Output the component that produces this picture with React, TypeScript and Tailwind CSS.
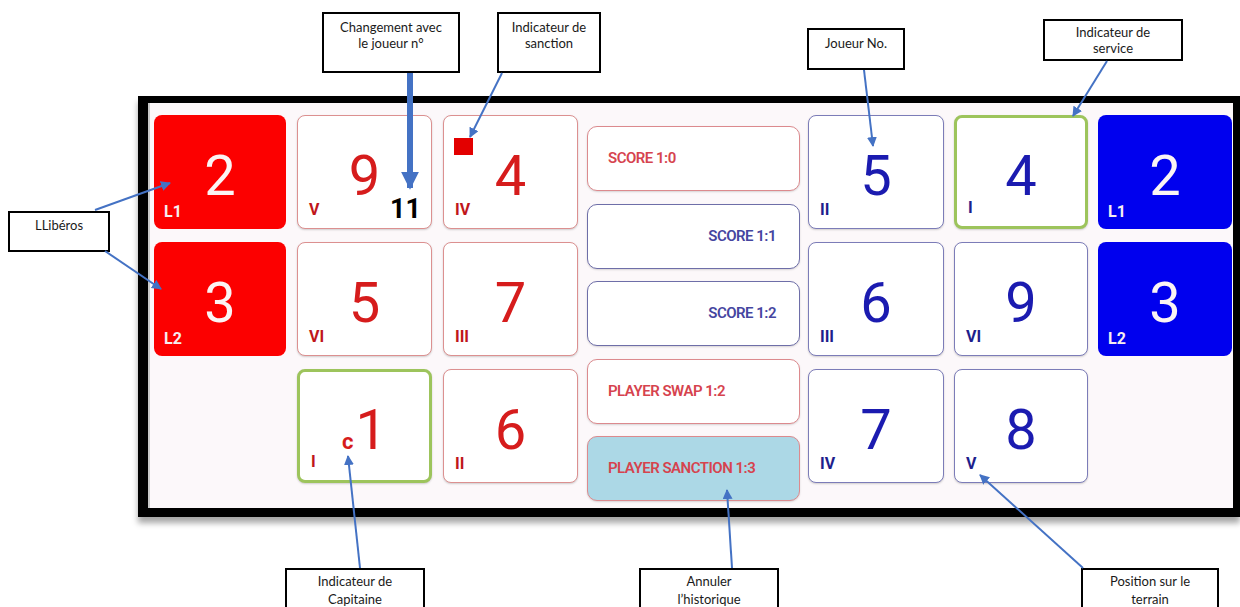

================================

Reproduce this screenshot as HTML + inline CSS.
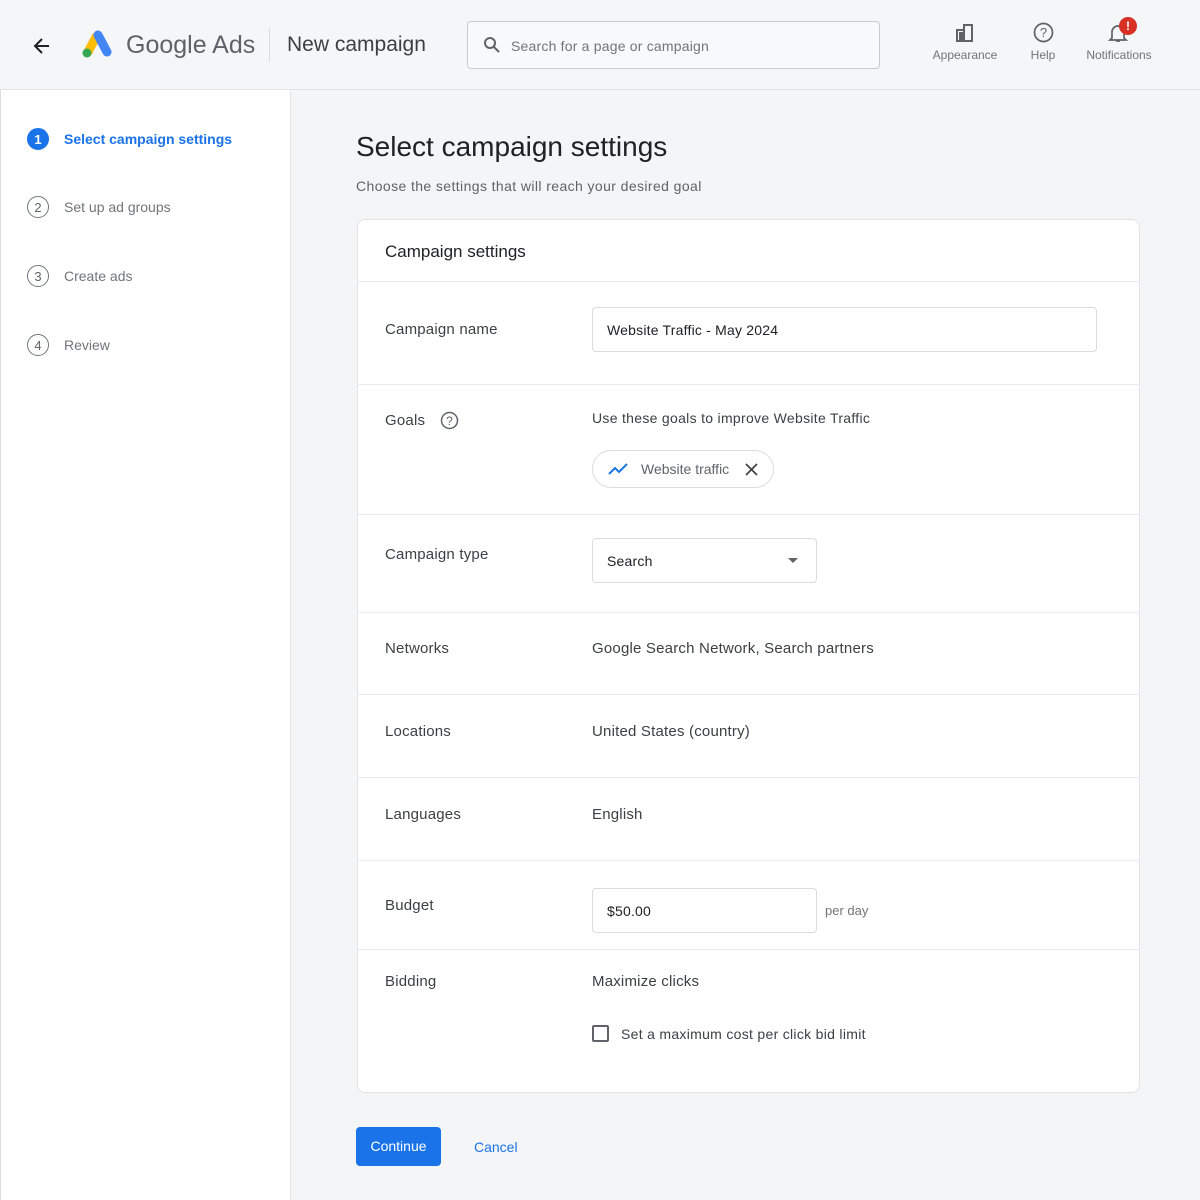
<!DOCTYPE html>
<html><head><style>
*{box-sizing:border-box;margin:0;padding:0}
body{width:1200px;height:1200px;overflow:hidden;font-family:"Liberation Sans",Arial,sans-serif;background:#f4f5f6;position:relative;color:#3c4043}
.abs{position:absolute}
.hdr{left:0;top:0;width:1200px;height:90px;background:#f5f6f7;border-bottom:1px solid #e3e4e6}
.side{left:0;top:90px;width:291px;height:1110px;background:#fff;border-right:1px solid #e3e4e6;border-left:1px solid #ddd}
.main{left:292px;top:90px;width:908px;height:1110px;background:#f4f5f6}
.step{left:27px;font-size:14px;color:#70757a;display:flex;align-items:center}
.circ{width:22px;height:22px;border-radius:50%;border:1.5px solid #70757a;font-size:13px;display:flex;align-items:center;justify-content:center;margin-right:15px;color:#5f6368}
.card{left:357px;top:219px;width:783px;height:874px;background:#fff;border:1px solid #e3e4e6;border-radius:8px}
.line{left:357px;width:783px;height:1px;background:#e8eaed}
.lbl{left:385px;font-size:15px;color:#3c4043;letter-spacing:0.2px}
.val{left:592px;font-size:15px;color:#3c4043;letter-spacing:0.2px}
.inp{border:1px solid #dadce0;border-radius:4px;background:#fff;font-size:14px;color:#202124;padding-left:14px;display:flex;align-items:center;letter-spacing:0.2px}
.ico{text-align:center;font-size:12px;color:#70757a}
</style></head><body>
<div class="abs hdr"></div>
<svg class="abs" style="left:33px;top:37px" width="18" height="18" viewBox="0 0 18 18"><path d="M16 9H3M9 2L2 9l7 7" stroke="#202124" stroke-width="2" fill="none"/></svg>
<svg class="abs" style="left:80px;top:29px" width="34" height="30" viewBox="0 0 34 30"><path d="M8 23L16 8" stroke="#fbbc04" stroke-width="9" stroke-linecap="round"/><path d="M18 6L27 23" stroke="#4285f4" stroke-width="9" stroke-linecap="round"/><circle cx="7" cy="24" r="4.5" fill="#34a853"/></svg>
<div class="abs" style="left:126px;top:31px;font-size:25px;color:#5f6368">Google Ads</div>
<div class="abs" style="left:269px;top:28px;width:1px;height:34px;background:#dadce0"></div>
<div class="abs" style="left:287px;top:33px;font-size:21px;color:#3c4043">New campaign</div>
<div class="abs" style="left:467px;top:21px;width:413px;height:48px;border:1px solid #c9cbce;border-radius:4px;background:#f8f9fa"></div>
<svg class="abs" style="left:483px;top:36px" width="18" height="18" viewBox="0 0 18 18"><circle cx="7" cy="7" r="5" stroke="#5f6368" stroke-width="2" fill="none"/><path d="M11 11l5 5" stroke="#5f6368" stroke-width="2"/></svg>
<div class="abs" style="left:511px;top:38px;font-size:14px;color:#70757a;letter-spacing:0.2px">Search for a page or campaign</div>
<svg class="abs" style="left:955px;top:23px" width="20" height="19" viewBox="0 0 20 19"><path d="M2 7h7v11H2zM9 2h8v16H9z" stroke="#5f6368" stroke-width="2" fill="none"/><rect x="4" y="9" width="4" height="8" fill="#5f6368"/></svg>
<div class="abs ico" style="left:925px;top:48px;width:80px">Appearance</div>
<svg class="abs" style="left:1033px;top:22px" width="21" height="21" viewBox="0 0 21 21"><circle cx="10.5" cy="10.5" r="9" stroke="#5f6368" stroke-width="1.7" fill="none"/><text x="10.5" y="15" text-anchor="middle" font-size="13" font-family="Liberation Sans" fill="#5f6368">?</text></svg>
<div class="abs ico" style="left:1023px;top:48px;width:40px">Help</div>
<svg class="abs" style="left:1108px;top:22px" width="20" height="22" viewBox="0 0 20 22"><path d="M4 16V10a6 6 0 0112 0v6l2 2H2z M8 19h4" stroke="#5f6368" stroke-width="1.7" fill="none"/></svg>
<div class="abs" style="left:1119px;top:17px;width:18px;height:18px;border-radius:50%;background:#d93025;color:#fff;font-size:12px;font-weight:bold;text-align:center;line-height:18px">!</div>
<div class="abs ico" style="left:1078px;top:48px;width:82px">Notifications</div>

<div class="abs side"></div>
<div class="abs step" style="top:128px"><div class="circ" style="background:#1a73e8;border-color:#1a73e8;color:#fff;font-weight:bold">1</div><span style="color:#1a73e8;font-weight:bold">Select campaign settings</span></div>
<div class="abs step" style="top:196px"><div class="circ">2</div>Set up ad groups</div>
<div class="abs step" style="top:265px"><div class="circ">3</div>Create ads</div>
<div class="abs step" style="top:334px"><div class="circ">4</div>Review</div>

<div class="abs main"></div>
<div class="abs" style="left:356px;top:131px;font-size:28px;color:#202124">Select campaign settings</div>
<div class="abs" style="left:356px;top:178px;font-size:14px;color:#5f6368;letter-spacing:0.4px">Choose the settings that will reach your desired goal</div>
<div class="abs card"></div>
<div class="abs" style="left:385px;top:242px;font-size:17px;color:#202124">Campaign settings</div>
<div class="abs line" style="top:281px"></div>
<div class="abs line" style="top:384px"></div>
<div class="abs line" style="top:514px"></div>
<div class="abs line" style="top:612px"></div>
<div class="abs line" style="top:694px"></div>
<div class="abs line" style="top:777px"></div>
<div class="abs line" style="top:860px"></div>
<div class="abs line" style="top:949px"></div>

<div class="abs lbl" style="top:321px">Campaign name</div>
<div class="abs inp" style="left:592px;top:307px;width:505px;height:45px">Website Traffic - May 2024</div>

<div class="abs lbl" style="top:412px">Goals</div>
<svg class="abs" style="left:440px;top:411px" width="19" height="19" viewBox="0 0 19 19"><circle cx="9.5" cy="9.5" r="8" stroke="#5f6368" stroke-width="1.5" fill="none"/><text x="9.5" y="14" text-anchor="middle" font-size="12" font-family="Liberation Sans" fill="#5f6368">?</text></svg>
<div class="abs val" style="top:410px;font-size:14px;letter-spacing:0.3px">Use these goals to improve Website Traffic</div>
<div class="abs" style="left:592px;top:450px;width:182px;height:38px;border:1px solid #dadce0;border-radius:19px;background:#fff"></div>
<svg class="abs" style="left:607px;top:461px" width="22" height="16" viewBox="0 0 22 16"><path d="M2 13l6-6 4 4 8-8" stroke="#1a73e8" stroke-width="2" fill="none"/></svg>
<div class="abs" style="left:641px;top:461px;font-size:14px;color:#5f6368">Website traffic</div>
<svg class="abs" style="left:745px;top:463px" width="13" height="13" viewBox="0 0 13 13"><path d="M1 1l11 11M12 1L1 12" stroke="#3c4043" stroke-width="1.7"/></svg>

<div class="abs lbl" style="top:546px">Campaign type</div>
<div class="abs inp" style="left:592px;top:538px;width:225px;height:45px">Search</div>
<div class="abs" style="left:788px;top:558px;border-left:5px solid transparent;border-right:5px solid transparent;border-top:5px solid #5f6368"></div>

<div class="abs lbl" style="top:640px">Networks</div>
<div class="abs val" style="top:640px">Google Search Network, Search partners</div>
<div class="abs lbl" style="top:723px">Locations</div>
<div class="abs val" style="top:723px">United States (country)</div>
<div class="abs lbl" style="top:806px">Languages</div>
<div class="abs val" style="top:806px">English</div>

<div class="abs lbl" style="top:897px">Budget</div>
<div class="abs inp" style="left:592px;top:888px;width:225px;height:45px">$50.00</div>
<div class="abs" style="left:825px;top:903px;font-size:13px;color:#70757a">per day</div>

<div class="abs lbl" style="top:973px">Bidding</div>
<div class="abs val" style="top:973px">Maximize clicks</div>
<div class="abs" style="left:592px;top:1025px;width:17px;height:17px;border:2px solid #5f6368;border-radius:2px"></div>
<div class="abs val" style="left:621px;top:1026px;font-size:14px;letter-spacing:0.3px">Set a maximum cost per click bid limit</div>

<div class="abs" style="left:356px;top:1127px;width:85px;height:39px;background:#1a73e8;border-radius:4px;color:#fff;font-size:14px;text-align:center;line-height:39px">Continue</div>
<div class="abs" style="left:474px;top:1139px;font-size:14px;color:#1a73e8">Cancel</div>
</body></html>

================================

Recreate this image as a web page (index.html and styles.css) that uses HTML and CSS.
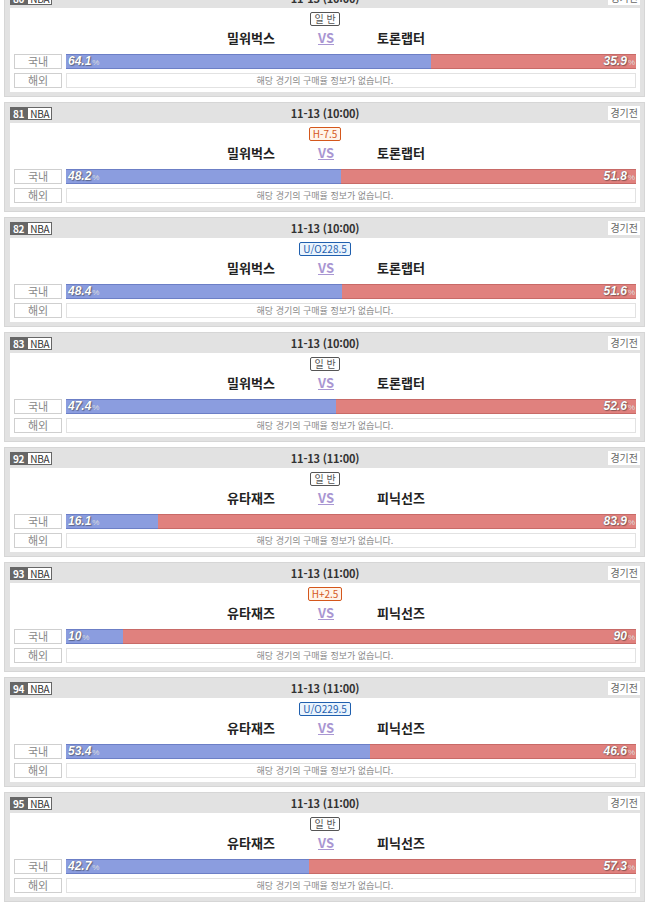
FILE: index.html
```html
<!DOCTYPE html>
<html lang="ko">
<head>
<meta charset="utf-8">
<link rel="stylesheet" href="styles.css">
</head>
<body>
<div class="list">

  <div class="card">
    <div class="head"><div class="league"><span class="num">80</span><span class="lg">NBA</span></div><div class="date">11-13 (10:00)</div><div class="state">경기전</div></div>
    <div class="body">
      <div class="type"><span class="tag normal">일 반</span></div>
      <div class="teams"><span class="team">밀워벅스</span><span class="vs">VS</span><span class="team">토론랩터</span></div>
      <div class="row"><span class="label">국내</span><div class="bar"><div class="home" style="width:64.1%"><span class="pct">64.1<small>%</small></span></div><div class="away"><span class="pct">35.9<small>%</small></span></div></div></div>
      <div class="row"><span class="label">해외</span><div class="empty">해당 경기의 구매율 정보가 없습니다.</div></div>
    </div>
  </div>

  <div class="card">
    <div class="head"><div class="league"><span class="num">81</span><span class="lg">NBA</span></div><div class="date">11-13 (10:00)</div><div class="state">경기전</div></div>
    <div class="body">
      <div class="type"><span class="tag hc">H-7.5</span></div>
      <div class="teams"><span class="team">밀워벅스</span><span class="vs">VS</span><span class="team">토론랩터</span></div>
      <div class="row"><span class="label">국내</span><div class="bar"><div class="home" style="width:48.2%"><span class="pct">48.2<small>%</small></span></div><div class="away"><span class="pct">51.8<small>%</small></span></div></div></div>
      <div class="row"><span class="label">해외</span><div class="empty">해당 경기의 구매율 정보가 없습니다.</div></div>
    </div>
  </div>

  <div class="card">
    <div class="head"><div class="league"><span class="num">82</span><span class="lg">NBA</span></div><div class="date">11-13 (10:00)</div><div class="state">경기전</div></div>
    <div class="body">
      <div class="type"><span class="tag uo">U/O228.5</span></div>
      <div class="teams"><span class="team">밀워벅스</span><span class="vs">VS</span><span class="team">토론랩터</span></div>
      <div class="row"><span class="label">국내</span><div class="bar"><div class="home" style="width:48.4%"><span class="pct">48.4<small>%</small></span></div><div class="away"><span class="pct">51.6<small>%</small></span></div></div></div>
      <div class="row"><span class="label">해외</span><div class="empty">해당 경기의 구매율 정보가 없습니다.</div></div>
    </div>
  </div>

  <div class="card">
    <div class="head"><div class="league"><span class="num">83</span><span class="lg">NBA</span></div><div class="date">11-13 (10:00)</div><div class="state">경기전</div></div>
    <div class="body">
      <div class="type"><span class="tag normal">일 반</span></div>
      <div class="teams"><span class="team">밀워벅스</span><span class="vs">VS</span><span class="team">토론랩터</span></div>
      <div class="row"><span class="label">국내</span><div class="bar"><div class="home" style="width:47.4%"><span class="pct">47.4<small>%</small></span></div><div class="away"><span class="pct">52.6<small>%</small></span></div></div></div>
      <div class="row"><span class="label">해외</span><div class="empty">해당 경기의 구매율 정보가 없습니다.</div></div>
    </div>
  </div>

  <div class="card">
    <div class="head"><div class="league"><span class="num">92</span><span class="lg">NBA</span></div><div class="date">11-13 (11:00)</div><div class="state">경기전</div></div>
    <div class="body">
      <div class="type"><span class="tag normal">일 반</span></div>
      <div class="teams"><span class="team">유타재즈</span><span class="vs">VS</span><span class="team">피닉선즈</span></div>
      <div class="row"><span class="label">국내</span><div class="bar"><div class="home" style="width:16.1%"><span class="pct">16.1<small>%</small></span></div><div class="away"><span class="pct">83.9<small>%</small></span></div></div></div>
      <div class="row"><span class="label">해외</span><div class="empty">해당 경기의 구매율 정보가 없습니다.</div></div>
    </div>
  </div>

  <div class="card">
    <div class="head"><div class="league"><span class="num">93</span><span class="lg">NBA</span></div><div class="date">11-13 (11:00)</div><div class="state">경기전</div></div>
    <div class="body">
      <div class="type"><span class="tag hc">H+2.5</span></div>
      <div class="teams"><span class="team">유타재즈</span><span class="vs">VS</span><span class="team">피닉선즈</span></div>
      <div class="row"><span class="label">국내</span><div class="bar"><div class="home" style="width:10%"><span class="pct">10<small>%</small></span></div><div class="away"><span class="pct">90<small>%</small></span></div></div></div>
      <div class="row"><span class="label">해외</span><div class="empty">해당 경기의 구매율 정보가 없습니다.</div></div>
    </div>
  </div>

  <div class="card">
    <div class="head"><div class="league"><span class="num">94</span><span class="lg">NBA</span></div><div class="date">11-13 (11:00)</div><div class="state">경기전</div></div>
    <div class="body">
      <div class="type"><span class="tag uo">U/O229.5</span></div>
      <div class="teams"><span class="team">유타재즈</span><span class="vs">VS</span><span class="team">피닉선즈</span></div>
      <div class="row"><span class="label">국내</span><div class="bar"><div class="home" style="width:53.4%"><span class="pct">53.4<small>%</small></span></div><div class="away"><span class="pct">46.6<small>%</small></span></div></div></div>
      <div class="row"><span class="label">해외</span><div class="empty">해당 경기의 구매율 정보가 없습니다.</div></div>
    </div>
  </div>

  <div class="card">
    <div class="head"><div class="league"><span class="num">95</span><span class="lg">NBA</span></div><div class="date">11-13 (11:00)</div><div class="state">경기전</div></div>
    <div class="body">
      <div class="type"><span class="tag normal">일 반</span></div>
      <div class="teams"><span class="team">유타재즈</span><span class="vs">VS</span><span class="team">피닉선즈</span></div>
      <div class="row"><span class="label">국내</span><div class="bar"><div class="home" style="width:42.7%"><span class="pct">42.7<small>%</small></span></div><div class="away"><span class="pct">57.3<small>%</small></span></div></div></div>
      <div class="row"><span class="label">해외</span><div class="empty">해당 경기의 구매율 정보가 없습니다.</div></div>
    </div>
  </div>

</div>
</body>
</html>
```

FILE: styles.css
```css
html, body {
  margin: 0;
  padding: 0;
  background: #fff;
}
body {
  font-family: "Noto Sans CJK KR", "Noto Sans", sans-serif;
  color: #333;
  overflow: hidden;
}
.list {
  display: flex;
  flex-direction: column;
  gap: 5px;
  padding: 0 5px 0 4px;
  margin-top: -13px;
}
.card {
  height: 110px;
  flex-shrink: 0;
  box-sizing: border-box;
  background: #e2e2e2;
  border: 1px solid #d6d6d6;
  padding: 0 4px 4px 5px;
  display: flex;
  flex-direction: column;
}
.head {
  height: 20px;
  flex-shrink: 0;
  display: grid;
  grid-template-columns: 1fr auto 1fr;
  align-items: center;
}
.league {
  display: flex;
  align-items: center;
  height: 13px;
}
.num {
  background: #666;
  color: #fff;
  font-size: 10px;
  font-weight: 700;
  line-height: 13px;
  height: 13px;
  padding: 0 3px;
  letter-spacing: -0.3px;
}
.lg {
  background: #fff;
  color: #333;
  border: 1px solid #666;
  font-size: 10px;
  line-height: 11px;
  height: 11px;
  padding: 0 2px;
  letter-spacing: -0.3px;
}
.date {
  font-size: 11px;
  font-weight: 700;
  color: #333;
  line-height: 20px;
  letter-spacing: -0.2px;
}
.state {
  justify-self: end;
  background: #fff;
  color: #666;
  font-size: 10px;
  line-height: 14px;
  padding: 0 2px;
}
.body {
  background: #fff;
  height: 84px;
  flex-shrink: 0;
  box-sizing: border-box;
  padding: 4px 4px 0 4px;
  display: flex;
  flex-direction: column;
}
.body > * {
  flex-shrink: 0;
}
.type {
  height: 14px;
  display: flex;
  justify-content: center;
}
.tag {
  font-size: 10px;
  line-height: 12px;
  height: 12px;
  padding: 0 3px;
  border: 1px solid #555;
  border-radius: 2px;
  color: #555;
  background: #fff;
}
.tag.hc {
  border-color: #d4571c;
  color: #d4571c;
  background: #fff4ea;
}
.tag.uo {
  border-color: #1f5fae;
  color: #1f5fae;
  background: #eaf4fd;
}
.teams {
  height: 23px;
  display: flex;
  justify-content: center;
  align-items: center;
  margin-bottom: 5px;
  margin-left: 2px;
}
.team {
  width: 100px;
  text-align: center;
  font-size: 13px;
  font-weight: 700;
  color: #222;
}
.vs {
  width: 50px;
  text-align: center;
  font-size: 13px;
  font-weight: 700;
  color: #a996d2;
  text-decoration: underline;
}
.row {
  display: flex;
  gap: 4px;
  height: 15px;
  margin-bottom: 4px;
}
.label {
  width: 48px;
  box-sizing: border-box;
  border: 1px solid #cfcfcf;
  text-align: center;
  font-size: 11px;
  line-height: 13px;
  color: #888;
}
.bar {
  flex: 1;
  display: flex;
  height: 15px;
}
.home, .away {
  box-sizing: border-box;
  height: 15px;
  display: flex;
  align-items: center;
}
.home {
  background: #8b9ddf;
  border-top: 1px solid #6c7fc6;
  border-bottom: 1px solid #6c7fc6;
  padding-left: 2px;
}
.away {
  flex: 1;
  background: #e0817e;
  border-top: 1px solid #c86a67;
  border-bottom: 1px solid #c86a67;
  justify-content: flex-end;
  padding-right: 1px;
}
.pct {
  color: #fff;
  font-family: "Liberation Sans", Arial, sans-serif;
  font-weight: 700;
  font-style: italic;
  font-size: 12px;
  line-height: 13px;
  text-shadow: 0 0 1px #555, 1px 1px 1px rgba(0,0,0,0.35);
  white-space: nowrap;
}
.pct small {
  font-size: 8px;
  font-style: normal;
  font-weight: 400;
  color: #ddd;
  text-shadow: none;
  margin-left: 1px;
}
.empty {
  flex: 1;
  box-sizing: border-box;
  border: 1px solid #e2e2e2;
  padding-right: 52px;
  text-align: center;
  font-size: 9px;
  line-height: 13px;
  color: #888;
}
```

================================

_Problem statement:_ Give the number of lines in the records that contain the string "styles", and nothing besides.

_Finished exercise:_ 3